Yellow Split Pea Soup
Yellow split peas are often passed over for their green cousins, but are worth a try. They offer a milder, sometimes sweet or nutty flavor and are frequently used in traditional cuisines of Asia, Africa and Europe. This recipe is a variation on the classic split pea soup.
- 1 tablespoon canola oil
- 1 large onion
- 2 cloves garlic
- 3 carrots
- 1 ham hock
- 1/4 cup celery leaves
- 6 cups water or stock
- 1 pound yellow split peas
- 1 bay leaf
- Salt and pepper
- Sort yellow split peas, removing any that look bad and rinse under cold water. Set aside.
- Rinse and chop onion, carrots, garlic and celery leaves.
- Heat oil in a 6-quart stock pot over medium-high heat, add ham hock and cook, turning occasionally until it starts to brown. Add onions and cook for 3 minutes, stirring occasionally. Add garlic and cook 2 minutes. Add carrots and cook another 3-4 minutes.
- Add split peas, celery leaves, bay leaf, water or stock. Bring to a boil, then reduce heat to low and simmer for about 2 hours. Peas should be very tender and just starting to fall apart.

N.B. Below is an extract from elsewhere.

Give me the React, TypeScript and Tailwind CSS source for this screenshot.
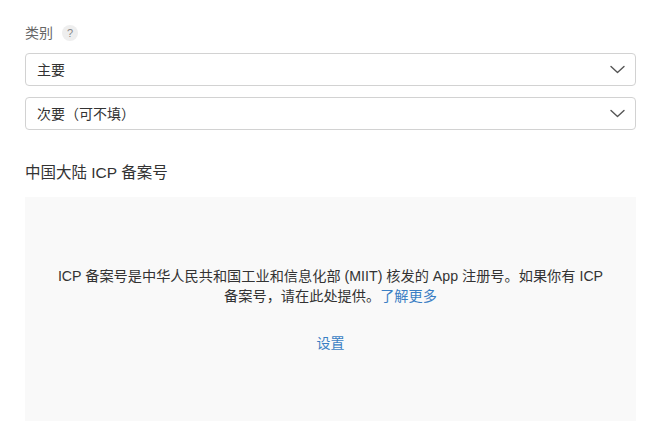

- Remove ham bone and bay leaf. Season with salt and pepper to taste and serve.
Smart Shopping Tips
- Can’t find ham hocks? Bacon and ham are good substitutes.
- Save money by buying dried goods, such as beans, legumes, rice and cereals in the bulk section. You can buy just the amount you need, saving you money and keeping your ingredients fresh.
- Make it a chunky vegetable soup by adding cauliflower, zucchini, green beans and potatoes.
- Change the flavors by replacing celery leaves with chopped cilantro and adding in 1-2 teaspoons of curry powder.
- The liquid used will change the flavor of the dish. Try vegetable or chicken stock for a heartier flavor.
- For a richer soup, replace some of the water or stock with milk.